Researchers, guides and anglers cite a host of possible reasons for the scarcity of one of the South Florida’s most important sport fish: deteriorating water quality (algae blooms and septic system leaks); loss of sea grass and other habitat and prey; boating and fishing pressure; the extended cold snap of 2010; catch-and-release mortality; commercial netting that took place decades ago — and the combination of all of the above.

“It’s tough to take corrective action if you don’t know what the problem is,” said fisheries scientist Aaron Adams, operations director for Bonefish Tarpon Trust, a non-profit organization dedicated to research and advocacy for shallow-water sport fish.

BTT and UM have shifted efforts away from tagging and counting bonefish to finding out why their numbers are way down and why they frequent some locations while shunning their past haunts.

Adams said BTT has commissioned a study by Audubon Florida to determine if prey species (crabs, shrimp, and worms), sea grass, and water quality in the formerly bonefish-rich flats of Florida Bay have declined over the past 30 years.

Audubon researcher Pete Frezza says he and his colleagues will compare data from previous studies conducted in the 1980s and ’90s on abundance of animals and sea grass in several flats that once were inhabited by bonefish — Cross Bank, Buchanan Bank and Nine Mile Bank — to what lives there now. Then they’ll compare that critter coverage to two control areas where bonefish currently roam — Sands Cut in Biscayne Bay and the Sawyer Keys in the lower Keys.

Frezza says the field work — using metal boxes to collect bottom samples and seine nets to sift through them — is pretty much done. He expects to publish the findings around the first of the year.

Frezza, who also works as a bonefish guide in the Keys, says the study won’t bring the fish back but may determine why they aren’t hanging out where they used to be.

“Food and being safe are the primary things that drive these fishes’ lives,” Frezza said. “These are fish of strong, clear, ocean water tides. Florida Bay was an estuary — marginal as habitat. They were willing to go out of their comfort zone because there was food. Now there may not be tons of food.”

Captain Rusty Albury, a sixth-generation Islamorada native and 26-year veteran flats guide, says he has noticed a lot more pinfish on the flats of Florida Bay since the 2010 cold kill. Pinfish, which extend north to mid-Atlantic waters, are more tolerant of cold than some baitfish species.

“The pinfish are competing with the bonefish on the flats,” Albury said. “Why they’re not competing with them in Biscayne Bay, I don’t know.”

Guides say the lack of bonefish in the Islamorada area is hurting the local economy. Adams of BTT doesn’t doubt it; his organization has commissioned the first economic impact study of flats fishing in the Keys, due for completion in mid-2013.

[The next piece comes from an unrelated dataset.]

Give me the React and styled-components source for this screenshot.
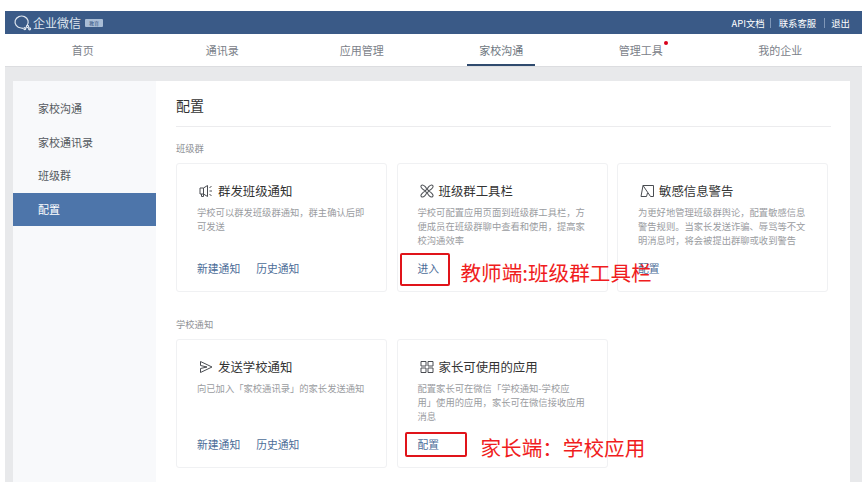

Said Adams: “If water coming out of the Everglades is the problem, for example, the economic impact of the fishery would provide leverage to get that fixed.”

8 comments:

Leslie said...

I attribute the demise of the bonefish to the 300 million gallons of sewage being dumped into the bay everyday by the Miami-Dade County Water and Sewer Department. Why is WASD Director John Renfrow not being held accountable?

Anonymous said...

Renfrow should be another one long gone from the County. I'm still and forever continuing on about how he got transferred after the NW Well contamination fiasco. I don't forget environmental disasters and have lived here long enough to live through too many!

Renfrow will NEVER be held accountable and I will not forgive Gimenez for not getting rid of him. He has no excuse here.

But, back to what Gimlete has written, again, he is 100% correct on this issue!

Anonymous said...

Renfrow does exactly what the politicians want. Ask Terry Murphy or VNS.

Anonymous said...

3rd anon - you are correct! VNS haunts the commission even though she's alive and well and apparently living through Terry Murphy who got himself appointed to the new charter review committee doing her bidding and probably still looking for a good county job! VNS was the one who stopped the NW Well contamination investigation and also pushed through the extra "excrement" flow in to our bay.

Geniusofdespair said...

VNS is vile Natacha Seijas new readers.

Gimleteye said...

More than any other elected official, Natacha Seijas -- and by extension, Terry Murphy -- are responsible for the multi-billion dollar pileup of infrastructure projects in order to keep development costs low for campaign funders from the Growth Machine.

The day of reckoning is close at hand for Miami Dade taxpayers, and if you want to know who is responsible: look no further than Seijas and her proxies.

Florida villas said...

Really very nice post.

JasonM said...

I would be cautious throwing "right wing activists" and conservative think tanks into the mix here. Many of the so called conservatives are not. They are on the payroll of Big Sugar. Many of the most conservative people I know and fish with all care for and do more for the environment they enjoy so much.